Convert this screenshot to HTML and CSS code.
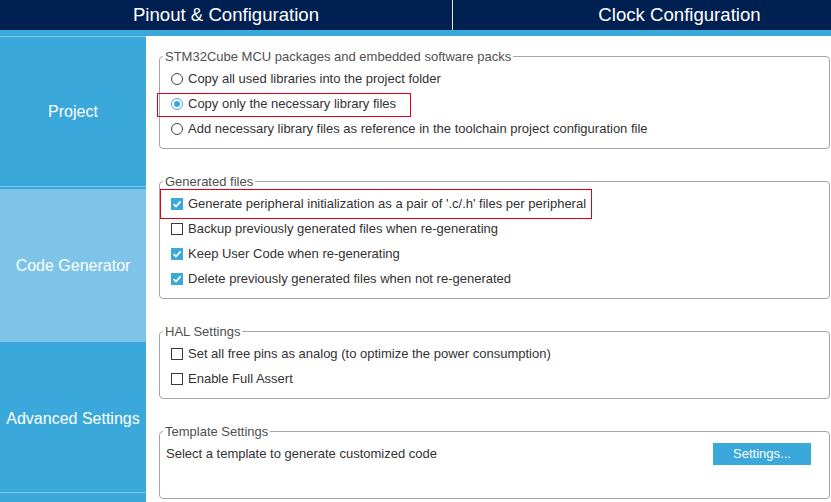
FILE: index.html
```html
<!DOCTYPE html>
<html>
<head>
<meta charset="utf-8">
<link rel="stylesheet" href="styles.css">
</head>
<body>
<div class="app">
  <header class="topbar">
    <div class="tab tab-first">Pinout &amp; Configuration</div>
    <div class="tab">Clock Configuration</div>
  </header>
  <div class="strip"></div>
  <div class="main">
    <nav class="side">
      <div class="nav-item nav-first">Project</div>
      <div class="nav-item nav-active">Code Generator</div>
      <div class="nav-item nav-last">Advanced Settings</div>
    </nav>
    <section class="content">
      <fieldset class="group">
        <legend>STM32Cube MCU packages and embedded software packs</legend>
        <div class="row"><span class="rb"></span><span>Copy all used libraries into the project folder</span></div>
        <div class="row"><span class="rb on"></span><span>Copy only the necessary library files</span><span class="mark mark-1"></span></div>
        <div class="row"><span class="rb"></span><span>Add necessary library files as reference in the toolchain project configuration file</span></div>
      </fieldset>

      <fieldset class="group">
        <legend>Generated files</legend>
        <div class="row"><span class="cb on"><svg width="12" height="12" viewBox="0 0 12 12"><path d="M2.6 6.2 L5 8.6 L9.6 3.4" stroke="#fff" stroke-width="1.7" fill="none"/></svg></span><span>Generate peripheral initialization as a pair of '.c/.h' files per peripheral</span><span class="mark mark-2"></span></div>
        <div class="row"><span class="cb"></span><span>Backup previously generated files when re-generating</span></div>
        <div class="row"><span class="cb on"><svg width="12" height="12" viewBox="0 0 12 12"><path d="M2.6 6.2 L5 8.6 L9.6 3.4" stroke="#fff" stroke-width="1.7" fill="none"/></svg></span><span>Keep User Code when re-generating</span></div>
        <div class="row"><span class="cb on"><svg width="12" height="12" viewBox="0 0 12 12"><path d="M2.6 6.2 L5 8.6 L9.6 3.4" stroke="#fff" stroke-width="1.7" fill="none"/></svg></span><span>Delete previously generated files when not re-generated</span></div>
      </fieldset>

      <fieldset class="group">
        <legend>HAL Settings</legend>
        <div class="row"><span class="cb"></span><span>Set all free pins as analog (to optimize the power consumption)</span></div>
        <div class="row"><span class="cb"></span><span>Enable Full Assert</span></div>
      </fieldset>

      <fieldset class="group group-tpl">
        <legend>Template Settings</legend>
        <div class="row row-tpl"><span>Select a template to generate customized code</span><span class="btn">Settings...</span></div>
      </fieldset>
    </section>
  </div>
</div>
</body>
</html>
```
FILE: styles.css
```css
html, body {
  margin: 0;
  padding: 0;
  background: #ffffff;
  overflow: hidden;
}
.app {
  width: 831px;
  height: 502px;
  overflow: hidden;
  font-family: "Liberation Sans", Arial, sans-serif;
  display: flex;
  flex-direction: column;
}
.topbar {
  height: 30px;
  background: #012052;
  display: flex;
  overflow: hidden;
  flex: none;
}
.tab {
  flex: none;
  width: 453px;
  box-sizing: border-box;
  color: #ffffff;
  font-size: 18.6px;
  line-height: 29px;
  text-align: center;
}
.tab-first {
  border-right: 1px solid #e8ecf2;
}
.strip {
  height: 6px;
  background: #3aa8db;
  flex: none;
}
.main {
  flex: 1;
  display: flex;
  min-height: 0;
}
.side {
  width: 146px;
  flex: none;
  background: #3aa8db;
  display: flex;
  flex-direction: column;
}
.nav-item {
  color: #ffffff;
  font-size: 16px;
  display: flex;
  align-items: center;
  justify-content: center;
  padding-top: 1px;
  box-sizing: border-box;
}
.nav-first {
  height: 151px;
  border-top: 1px solid #86c8ea;
  border-bottom: 1px solid #86c8ea;
  margin-bottom: 2px;
}
.nav-active {
  height: 153px;
  background: #7dc4e8;
}
.nav-last {
  height: 151px;
  padding-top: 3px;
  border-bottom: 1px solid #86c8ea;
}
.content {
  flex: 1;
  padding: 13px 1px 0 13px;
  display: flex;
  flex-direction: column;
  gap: 25px;
  color: #333333;
  font-size: 13px;
}
.group {
  margin: 0;
  min-width: 0;
  border: 1px solid #a3a6aa;
  border-radius: 4px;
  padding: 2px 0 7px 11px;
}
.group legend {
  margin-left: -8px;
  padding: 0 2px;
  font-size: 13px;
  line-height: 15px;
  color: #505050;
}
.group-tpl {
  padding-bottom: 32px;
}
.row {
  position: relative;
  height: 25px;
  display: flex;
  align-items: center;
  gap: 5px;
  line-height: 25px;
  white-space: nowrap;
}
.row-tpl {
  margin-left: -5px;
  justify-content: space-between;
}
.rb, .cb {
  width: 12px;
  height: 12px;
  box-sizing: border-box;
  flex: none;
  position: relative;
}
.rb {
  border: 1px solid #444444;
  border-radius: 50%;
}
.rb.on {
  border-color: #3aa8db;
}
.rb.on::after {
  content: "";
  position: absolute;
  left: 2px;
  top: 2px;
  width: 6px;
  height: 6px;
  border-radius: 50%;
  background: #3aa8db;
}
.cb {
  border: 1px solid #3a3a3a;
  background: #ffffff;
}
.cb.on {
  border: none;
  background: #3aa8db;
}
.cb svg {
  display: block;
}
.mark {
  position: absolute;
  box-sizing: border-box;
  border: 1px solid #e60012;
}
.mark-1 {
  left: -14px;
  top: 2px;
  width: 254px;
  height: 24px;
}
.mark-2 {
  left: -11px;
  top: -2px;
  width: 432px;
  height: 30px;
}
.btn {
  width: 98px;
  height: 22px;
  margin-right: 18px;
  background: #3aa8db;
  color: #ffffff;
  font-size: 13px;
  line-height: 22px;
  text-align: center;
}
```
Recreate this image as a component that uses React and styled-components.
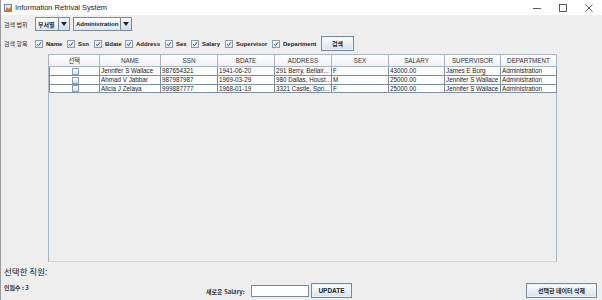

===

WHAT YOU ARE ASKED TO DO =
Copy every line above word for word and exclude the pictures.

THE OUTPUT =
Convert this screenshot to HTML and CSS code.
FILE: index.html
```html
<!DOCTYPE html>
<html>
<head>
<meta charset="utf-8">
<link rel="stylesheet" href="styles.css">
</head>
<body>
<div class="app">
  <header class="topbar">
    <div class="tab tab-first">Pinout &amp; Configuration</div>
    <div class="tab">Clock Configuration</div>
  </header>
  <div class="strip"></div>
  <div class="main">
    <nav class="side">
      <div class="nav-item nav-first">Project</div>
      <div class="nav-item nav-active">Code Generator</div>
      <div class="nav-item nav-last">Advanced Settings</div>
    </nav>
    <section class="content">
      <fieldset class="group">
        <legend>STM32Cube MCU packages and embedded software packs</legend>
        <div class="row"><span class="rb"></span><span>Copy all used libraries into the project folder</span></div>
        <div class="row"><span class="rb on"></span><span>Copy only the necessary library files</span><span class="mark mark-1"></span></div>
        <div class="row"><span class="rb"></span><span>Add necessary library files as reference in the toolchain project configuration file</span></div>
      </fieldset>

      <fieldset class="group">
        <legend>Generated files</legend>
        <div class="row"><span class="cb on"><svg width="12" height="12" viewBox="0 0 12 12"><path d="M2.6 6.2 L5 8.6 L9.6 3.4" stroke="#fff" stroke-width="1.7" fill="none"/></svg></span><span>Generate peripheral initialization as a pair of '.c/.h' files per peripheral</span><span class="mark mark-2"></span></div>
        <div class="row"><span class="cb"></span><span>Backup previously generated files when re-generating</span></div>
        <div class="row"><span class="cb on"><svg width="12" height="12" viewBox="0 0 12 12"><path d="M2.6 6.2 L5 8.6 L9.6 3.4" stroke="#fff" stroke-width="1.7" fill="none"/></svg></span><span>Keep User Code when re-generating</span></div>
        <div class="row"><span class="cb on"><svg width="12" height="12" viewBox="0 0 12 12"><path d="M2.6 6.2 L5 8.6 L9.6 3.4" stroke="#fff" stroke-width="1.7" fill="none"/></svg></span><span>Delete previously generated files when not re-generated</span></div>
      </fieldset>

      <fieldset class="group">
        <legend>HAL Settings</legend>
        <div class="row"><span class="cb"></span><span>Set all free pins as analog (to optimize the power consumption)</span></div>
        <div class="row"><span class="cb"></span><span>Enable Full Assert</span></div>
      </fieldset>

      <fieldset class="group group-tpl">
        <legend>Template Settings</legend>
        <div class="row row-tpl"><span>Select a template to generate customized code</span><span class="btn">Settings...</span></div>
      </fieldset>
    </section>
  </div>
</div>
</body>
</html>
```
FILE: styles.css
```css
html, body {
  margin: 0;
  padding: 0;
  background: #ffffff;
  overflow: hidden;
}
.app {
  width: 831px;
  height: 502px;
  overflow: hidden;
  font-family: "Liberation Sans", Arial, sans-serif;
  display: flex;
  flex-direction: column;
}
.topbar {
  height: 30px;
  background: #012052;
  display: flex;
  overflow: hidden;
  flex: none;
}
.tab {
  flex: none;
  width: 453px;
  box-sizing: border-box;
  color: #ffffff;
  font-size: 18.6px;
  line-height: 29px;
  text-align: center;
}
.tab-first {
  border-right: 1px solid #e8ecf2;
}
.strip {
  height: 6px;
  background: #3aa8db;
  flex: none;
}
.main {
  flex: 1;
  display: flex;
  min-height: 0;
}
.side {
  width: 146px;
  flex: none;
  background: #3aa8db;
  display: flex;
  flex-direction: column;
}
.nav-item {
  color: #ffffff;
  font-size: 16px;
  display: flex;
  align-items: center;
  justify-content: center;
  padding-top: 1px;
  box-sizing: border-box;
}
.nav-first {
  height: 151px;
  border-top: 1px solid #86c8ea;
  border-bottom: 1px solid #86c8ea;
  margin-bottom: 2px;
}
.nav-active {
  height: 153px;
  background: #7dc4e8;
}
.nav-last {
  height: 151px;
  padding-top: 3px;
  border-bottom: 1px solid #86c8ea;
}
.content {
  flex: 1;
  padding: 13px 1px 0 13px;
  display: flex;
  flex-direction: column;
  gap: 25px;
  color: #333333;
  font-size: 13px;
}
.group {
  margin: 0;
  min-width: 0;
  border: 1px solid #a3a6aa;
  border-radius: 4px;
  padding: 2px 0 7px 11px;
}
.group legend {
  margin-left: -8px;
  padding: 0 2px;
  font-size: 13px;
  line-height: 15px;
  color: #505050;
}
.group-tpl {
  padding-bottom: 32px;
}
.row {
  position: relative;
  height: 25px;
  display: flex;
  align-items: center;
  gap: 5px;
  line-height: 25px;
  white-space: nowrap;
}
.row-tpl {
  margin-left: -5px;
  justify-content: space-between;
}
.rb, .cb {
  width: 12px;
  height: 12px;
  box-sizing: border-box;
  flex: none;
  position: relative;
}
.rb {
  border: 1px solid #444444;
  border-radius: 50%;
}
.rb.on {
  border-color: #3aa8db;
}
.rb.on::after {
  content: "";
  position: absolute;
  left: 2px;
  top: 2px;
  width: 6px;
  height: 6px;
  border-radius: 50%;
  background: #3aa8db;
}
.cb {
  border: 1px solid #3a3a3a;
  background: #ffffff;
}
.cb.on {
  border: none;
  background: #3aa8db;
}
.cb svg {
  display: block;
}
.mark {
  position: absolute;
  box-sizing: border-box;
  border: 1px solid #e60012;
}
.mark-1 {
  left: -14px;
  top: 2px;
  width: 254px;
  height: 24px;
}
.mark-2 {
  left: -11px;
  top: -2px;
  width: 432px;
  height: 30px;
}
.btn {
  width: 98px;
  height: 22px;
  margin-right: 18px;
  background: #3aa8db;
  color: #ffffff;
  font-size: 13px;
  line-height: 22px;
  text-align: center;
}
```
Recreate this image as a component that uses React and styled-components.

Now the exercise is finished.